The 30-day state of emergency declared Monday by President Lenín Moreno is being met with anger and disbelief in the business community and could face a serious legal challenge in court.
Moreno’s order is a response to the threat of a new variation of the Covid-19 virus and concerns about the spread of the virus during the Christmas and New Year’s holidays. The order went into effect at 10 p.m. Monday night with a nationwide curfew extending to 4 a.m.
In addition to the curfew, Moreno ordered a prohibition on liquor sales during the hours of the curfew; restrictions on motor vehicle circulation; an 8 a.m. to 8 p.m. shopping and dining hours with indoor capacity limited to 50 percent for stores and 30 percent for restaurants; the closure of all educational facilities on December 24 and 25 and on December 31 and January 1; the closure of all bars and nightclubs; the closure of all beaches; a 10-person limit on social gatherings; and a prohibition of the burning of New Year’s puppets.
Private vehicles with license plates ending in an odd number are allowed to circulate on Monday, Wednesday and Friday while vehicles with plates ending in even numbers can circulate on Tuesday, Thursday and Saturday.
According to the emergency order, the 10 p.m. to 4 a.m. curfew as well as the prohibition of liquor sales during curfew hours will expire in 15 days.

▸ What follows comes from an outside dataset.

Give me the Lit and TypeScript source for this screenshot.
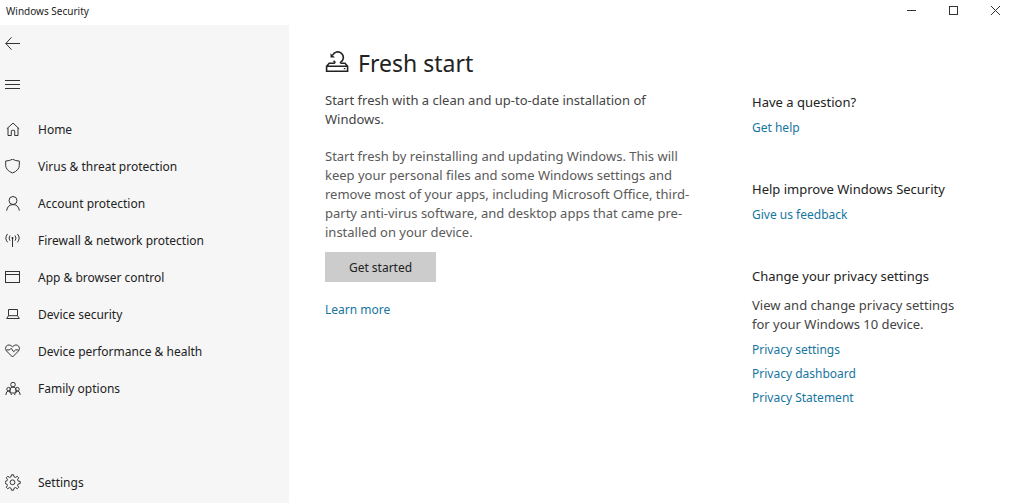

Following the president’s Monday order, business and tourism organizations attacked the move as “draconian”, “knee-jerk,” and “unnecessary.” A number of elected officials and legal experts also questioned the legality of the declaration.
Restaurant, hotel and bar associations in Quito, Cuenca and Guayaquil reacted with anger at the new restrictions, saying they could put many of their members out of business. “We consider the president’s action rash and unwise and not justified by current conditions in Ecuador,” a spokesman for the Quito restaurant owners’ association said. “We have no proof that the new virus is any more dangerous than the current one, which appears to be under control.”
Reaction was particularly intense on the coast, where beaches have been ordered closed to the public for the holidays. “We are in shock because of this action,” says Carlos Abad, president of the Provincial Chamber of Tourism of Santa Elena. “We have suffered terribly because of the pandemic and have only recently begun to recover. Businesses on the beaches have made major investments and improvements to prepare for the holidays and were hoping to recoup some of the losses from the past year.”
He added that coastal hotels were seeing the strongest bookings since February in anticipation of the holidays. “And now we have to cancel the reservations. This is a real killer for those of us in the tourist business and I don’t see how we can survive it.”
Some business and legal experts say the emergency order could be overturned by the Constitutional Court. Quito attorney André Benavides believes Moreno’s reason for the order will not stand a legal review, which is required to validate national emergency declarations. “The court made it clear in August that it would not grant an extension of the declaration then and recognized the need for a return to a level of normalcy to provide employment and business opportunities to the population,” he said.
Benavides adds that state of emergency must also receive approval from the National Assembly where objections were growing Monday afternoon.
Even some medical officials are questioning the basis for the new order. Paúl Cárdenas, professor of microbiology and researcher at the San Francisco de Quito University, says it is too early to know the true threat from the Covid-19 variation in Great Britain. “This may be more serious than others but we are discovering variants in the virus every day,” he says. “I would suggest that we will know much more in a matter or weeks, possibly days, and that will be the time to act if any action is necessary.”
Cárdenas added that the number of Covid-19 cases in Ecuador has been dropping steadily since the peak in July and August.
Researchers in Britain and Europe say the new strain of Covid-19 — called VUI – 202012/01 — is known to spread much more rapidly than earlier versions of virus but they do not believe it produces more severe infections. They also say they believe the vaccinations against the virus being delivered around the world will be effective against the new strain.
Ecuador’s new restrictions follow those imposed in dozens of other countries on Sunday and Monday following the discovery of the new rapid-spreading strain of Covid-19 in Great Britain that has since been found in France, Belgium, the Netherlands, Spain, Australia and South Africa. In Latin America, Peru, Colombia, Argentina and Uruguay also announced new health restrictions Monday morning, including a prohibition on travel to and from the UK and European Union.
Ecuador’s state of emergency does not include a prohibition on flights but does impose new rules for travelers arriving from the UK, South Africa, Australia and countries in the European Union.